In the diagram, there is only one tweets microservice, but we can actually have many microservices running since the service is stateless.


Trade offs/Tech choices

Explain any trade offs you have made and why you made certain tech choices...


We can consider storing the follower and following user relationship in SQL. We can accomplish this in a single table so there will not be any data duplication. However, querying for a list of followers for a given user would become expensive if the table will house about 10 billion rows. The twitter service is also likely to have a lot more reads on the follower/following relationship than writes, so we chose to optimize the retrieval.


Failure scenarios/bottlenecks

Try to discuss as many failure scenarios/bottlenecks as possible.

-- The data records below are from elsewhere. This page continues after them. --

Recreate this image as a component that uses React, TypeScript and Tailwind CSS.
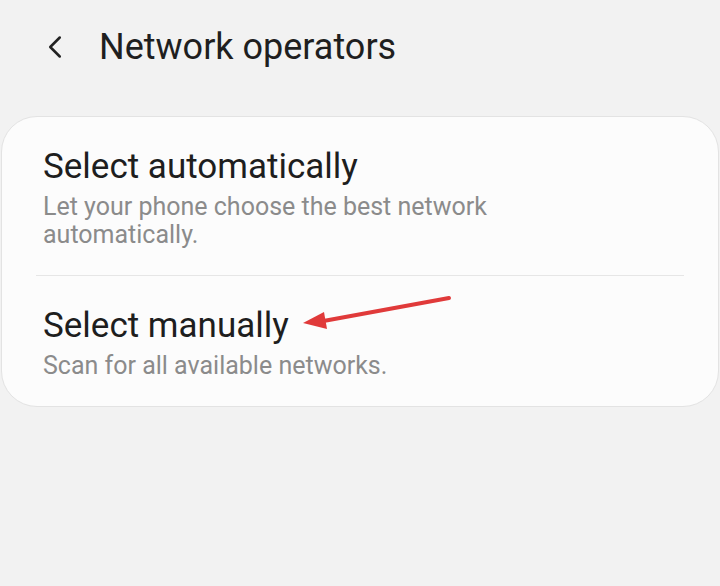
import { ChevronLeft } from 'lucide-react';

const options = [
  {
    title: 'Select automatically',
    desc: 'Let your phone choose the best network automatically.',
  },
  {
    title: 'Select manually',
    desc: 'Scan for all available networks.',
  },
];

export default function App() {
  return (
    <div
      className="w-[720px] h-[586px] bg-[#f2f2f2] overflow-hidden"
      style={{ fontFamily: 'Roboto, "Noto Sans", sans-serif' }}
    >
      {/* Header */}
      <div className="flex items-center h-[92px] pl-[36px] pt-[2px]">
        <ChevronLeft className="w-[38px] h-[38px] text-[#222]" strokeWidth={1.6} />
        <h1 className="ml-[25px] text-[36px] leading-[40px] text-[#1f1f1f]">
          Network operators
        </h1>
      </div>

      {/* Options card */}
      <div className="relative mt-[24px] mx-[1px] bg-[#fcfcfc] border border-[#e3e3e3] rounded-[36px]">
        {options.map((opt, i) => (
          <div key={opt.title}>
            {i > 0 && <div className="mx-[34px] h-px bg-[#e6e6e6]" />}
            <div className="px-[41px] pt-[30px] pb-[26px]">
              <div className="text-[35px] leading-[40px] text-[#1e1e1e]">{opt.title}</div>
              <div className="mt-[6px] max-w-[480px] text-[25px] leading-[28px] text-[#8b8b8b]">
                {opt.desc}
              </div>
            </div>
          </div>
        ))}

        {/* annotation arrow */}
        <svg
          className="absolute left-[296px] top-[171px]"
          width="160"
          height="50"
          viewBox="0 0 160 50"
        >
          <line x1="151" y1="10" x2="20" y2="34" stroke="#e03a3a" strokeWidth="4" strokeLinecap="round" />
          <polygon points="5,35 26,24 29,41" fill="#e03a3a" />
        </svg>
      </div>
    </div>
  );
}
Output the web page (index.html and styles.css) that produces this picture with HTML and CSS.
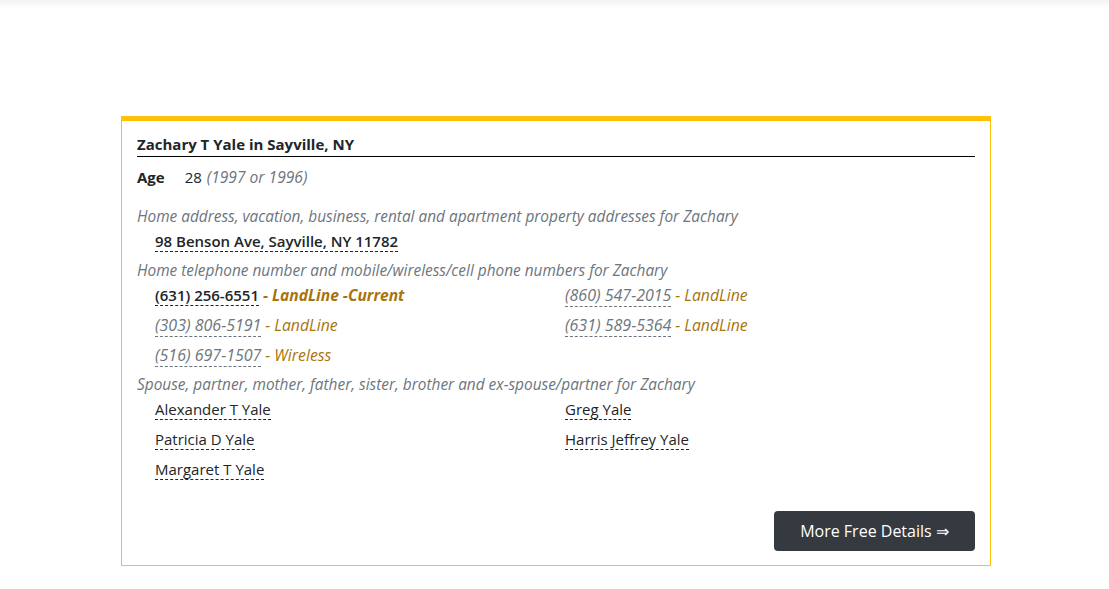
FILE: index.html
```html
<!DOCTYPE html>
<html lang="en">
<head>
<meta charset="utf-8">
<title>Zachary T Yale in Sayville, NY</title>
<link rel="stylesheet" href="styles.css">
</head>
<body>
<div class="topshade"></div>
<div class="page">
  <section class="card">
    <h2 class="card-title">Zachary T Yale in Sayville, NY</h2>
    <div class="age"><span class="age-label">Age</span><span class="age-val">28</span> <em class="muted">(1997 or 1996)</em></div>

    <p class="label">Home address, vacation, business, rental and apartment property addresses for Zachary</p>
    <ul class="items single">
      <li><a class="lnk strong" href="#">98 Benson Ave, Sayville, NY 11782</a></li>
    </ul>

    <p class="label">Home telephone number and mobile/wireless/cell phone numbers for Zachary</p>
    <ul class="items grid">
      <li><a class="lnk strong" href="#">(631) 256-6551</a> <span class="type cur">- LandLine -Current</span></li>
      <li><a class="lnk old" href="#">(860) 547-2015</a> <span class="type">- LandLine</span></li>
      <li><a class="lnk old" href="#">(303) 806-5191</a> <span class="type">- LandLine</span></li>
      <li><a class="lnk old" href="#">(631) 589-5364</a> <span class="type">- LandLine</span></li>
      <li><a class="lnk old" href="#">(516) 697-1507</a> <span class="type">- Wireless</span></li>
    </ul>

    <p class="label">Spouse, partner, mother, father, sister, brother and ex-spouse/partner for Zachary</p>
    <ul class="items grid">
      <li><a class="lnk" href="#">Alexander T Yale</a></li>
      <li><a class="lnk" href="#">Greg Yale</a></li>
      <li><a class="lnk" href="#">Patricia D Yale</a></li>
      <li><a class="lnk" href="#">Harris Jeffrey Yale</a></li>
      <li><a class="lnk" href="#">Margaret T Yale</a></li>
    </ul>

    <div class="actions">
      <a class="btn" href="#">More Free Details &rArr;</a>
    </div>
  </section>
</div>
</body>
</html>
```

FILE: styles.css
```css
* { box-sizing: border-box; }
html, body { margin: 0; padding: 0; background: #fff; }
body {
  font-family: "Open Sans", "Noto Sans", "Liberation Sans", sans-serif;
  font-size: 15px;
  color: #212529;
}
.topshade {
  height: 8px;
  background: linear-gradient(#f3f3f3, #ffffff);
}
.page {
  padding-top: 108px;
  padding-left: 121px;
}
.card {
  width: 870px;
  border: 1px solid #ffc107;
  border-top: 5px solid #ffc107;
  padding: 12px 15px 14px 15px;
}
.card-title {
  margin: 0;
  font-size: 15px;
  font-weight: 700;
  line-height: 22px;
  padding-bottom: 1px;
  border-bottom: 1px solid #000;
}
.age {
  line-height: 24px;
  margin-top: 8px;
  margin-bottom: 16px;
}
.age-label { font-weight: 700; margin-right: 20px; }
.age-val { margin-right: 1px; }
.muted { color: #6c757d; font-size: 15.6px; }
.label {
  margin: 0;
  line-height: 24px;
  font-size: 15.4px;
  font-style: italic;
  color: #6c757d;
}
.items {
  list-style: none;
  margin: 0;
  padding: 0 0 0 18px;
}
.items.grid {
  display: grid;
  grid-template-columns: 410px 410px;
}
.items li {
  height: 30px;
  line-height: 24px;
}
.lnk {
  color: #212529;
  text-decoration: none;
  border-bottom: 1px dashed #212529;
}
.lnk.strong { font-weight: 600; }
.lnk.old {
  color: #6c757d;
  font-style: italic;
  font-size: 16px;
  border-bottom-color: #6c757d;
}
.type {
  color: #a8740a;
  font-style: italic;
  font-size: 15.8px;
}
.type.cur { font-weight: 700; font-size: 15.6px; }
.actions {
  display: flex;
  justify-content: flex-end;
  margin-top: 24px;
}
.btn {
  display: inline-block;
  width: 201px;
  height: 40px;
  line-height: 40px;
  text-align: center;
  background: #343a40;
  color: #fff;
  border-radius: 4px;
  text-decoration: none;
  font-size: 16px;
}
```
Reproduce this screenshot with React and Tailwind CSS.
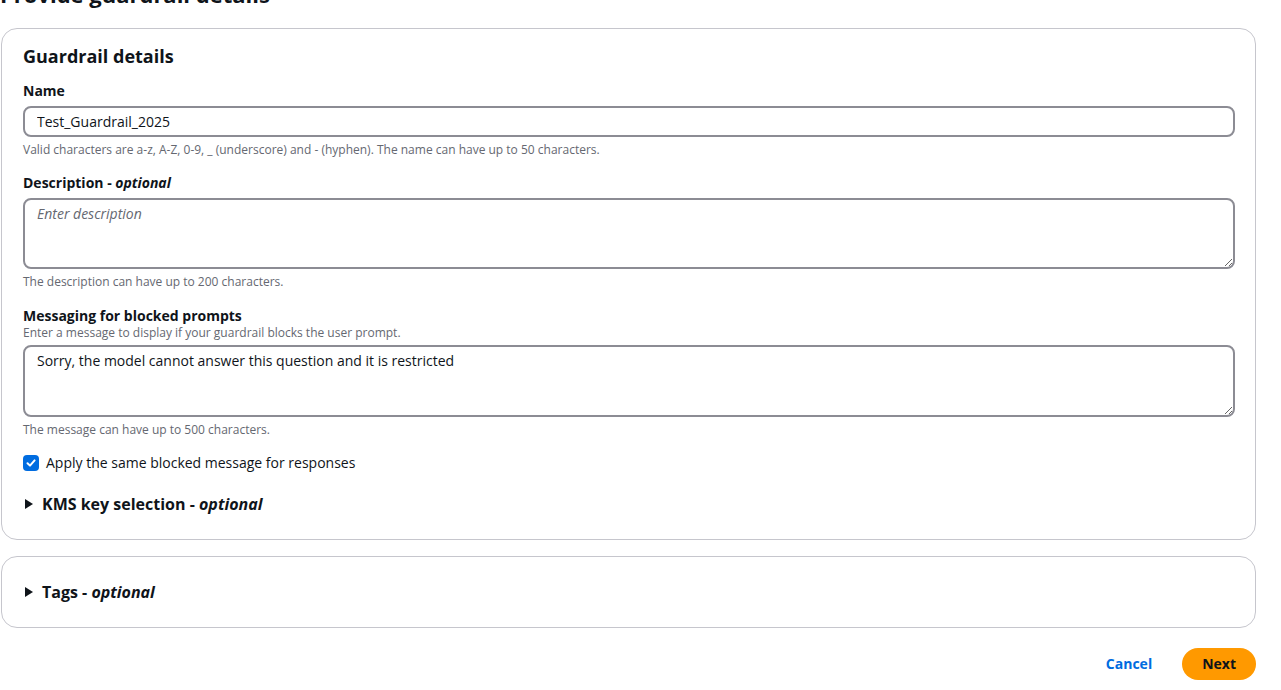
import React, { useState } from 'react';

const Field = ({ label, optional, sub, children, help, className = '' }) => (
  <div className={`flex flex-col ${className}`}>
    <label className="text-sm font-bold text-[#0f141a] leading-[22px]">
      {label}
      {optional && (
        <>
          {' - '}
          <i>optional</i>
        </>
      )}
    </label>
    {sub && <p className="text-xs text-[#656871] leading-4 -mt-[2px]">{sub}</p>}
    <div className="mt-[4px]">{children}</div>
    {help && <p className="text-xs text-[#656871] leading-4 mt-[5px]">{help}</p>}
  </div>
);

const Expander = ({ label }) => (
  <button className="flex items-center gap-[9px] text-base font-bold text-[#0f141a] leading-5">
    <svg width="8" height="10" viewBox="0 0 8 10" className="ml-[2px]">
      <path d="M0 0 L8 5 L0 10 Z" fill="#0f141a" />
    </svg>
    <span>
      {label} - <i>optional</i>
    </span>
  </button>
);

const App = () => {
  const [name, setName] = useState('Test_Guardrail_2025');
  const [desc, setDesc] = useState('');
  const [msg, setMsg] = useState('Sorry, the model cannot answer this question and it is restricted');
  const [same, setSame] = useState(true);

  return (
    <div className="w-[1281px] h-[690px] overflow-hidden bg-white text-[#0f141a]" style={{ fontFamily: '"Open Sans", "Noto Sans", sans-serif' }}>
      <div className="pl-[1px] pr-[25px]">
        <h1 className="text-[22px] font-bold leading-[28px] -mt-[20px] -ml-[1px]">Provide guardrail details</h1>

        <div className="mt-[20px] border border-[#c6c6cd] rounded-[16px] pl-[21px] pr-[20px] pt-[15px] pb-[25px]">
          <h2 className="text-lg font-bold leading-[24px]">Guardrail details</h2>

          <div className="mt-[12px] flex flex-col gap-[14px]">
            <Field label="Name" help="Valid characters are a-z, A-Z, 0-9, _ (underscore) and - (hyphen). The name can have up to 50 characters.">
              <input
                value={name}
                onChange={(e) => setName(e.target.value)}
                className="w-full h-[31px] border-2 border-[#8c8c94] rounded-[8px] px-[12px] text-sm text-[#0f141a] outline-none"
              />
            </Field>

            <Field label="Description" optional help="The description can have up to 200 characters.">
              <textarea
                value={desc}
                onChange={(e) => setDesc(e.target.value)}
                placeholder="Enter description"
                className="block w-full h-[71px] border-2 border-[#8c8c94] rounded-[8px] px-[12px] py-[3px] text-sm leading-[22px] placeholder:italic placeholder:text-[#656871] outline-none"
              />
            </Field>

            <Field
              className="mt-[1px]"
              label="Messaging for blocked prompts"
              sub="Enter a message to display if your guardrail blocks the user prompt."
              help="The message can have up to 500 characters."
            >
              <textarea
                value={msg}
                onChange={(e) => setMsg(e.target.value)}
                className="block w-full h-[72px] border-2 border-[#8c8c94] rounded-[8px] px-[12px] py-[3px] text-sm leading-[22px] outline-none"
              />
            </Field>
          </div>

          <label className="mt-[14px] flex items-center gap-[7px] text-sm leading-[22px] cursor-pointer">
            <span
              onClick={() => setSame(!same)}
              className={`w-[16px] h-[16px] rounded-[4px] flex items-center justify-center ${same ? 'bg-[#006ce0]' : 'border-2 border-[#8c8c94]'}`}
            >
              {same && (
                <svg width="12" height="12" viewBox="0 0 12 12">
                  <path d="M2.5 6.2 L5 8.6 L9.6 3.4" fill="none" stroke="white" strokeWidth="2" strokeLinecap="round" strokeLinejoin="round" />
                </svg>
              )}
            </span>
            Apply the same blocked message for responses
          </label>

          <div className="mt-[20px]">
            <Expander label="KMS key selection" />
          </div>
        </div>

        <div className="mt-[16px] border border-[#c6c6cd] rounded-[16px] pl-[21px] h-[72px] flex items-center">
          <Expander label="Tags" />
        </div>

        <div className="mt-[20px] flex justify-end items-center gap-[30px]">
          <button className="text-sm font-bold text-[#006ce0]">Cancel</button>
          <button className="h-[32px] px-[20px] rounded-full bg-[#ff9900] text-sm font-bold text-[#0f141a]">Next</button>
        </div>
      </div>
    </div>
  );
};

export default App;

The NoSQL database that contains tweets could become a bottleneck if a shard becomes unavailable. A user would not be able to fetch tweets that reside on an unavailable shard. This failure scenario also applies the follower/following store.


The User SQL database can become a bottleneck with querying with 100 million records.


Future improvements

What are some future improvements you would make? How would you mitigate the failure scenario(s) you described above?


To mitigate the failure scenario above, we can consider having read-only replicas of the tweets database and the follower/following store in different geographical locations, so that when a shard becomes unavailable, we can still redirect the read request to other shards.


We can consider having read-only replicas of the user SQL database to help mitigate the querying slowness.


The current system is a pull-based system, so the client would have to hit the tweets microservice to grab a list of tweets to display for a user. We can consider modifying the system to be more push based, so we can send push notifications to users to view tweets. We can add a message queue to the tweets microservice or adding a separate microservice to publish events to consumers and pre-load the client app with tweets, so they are ready to be viewed when the user opens the app from the push notification.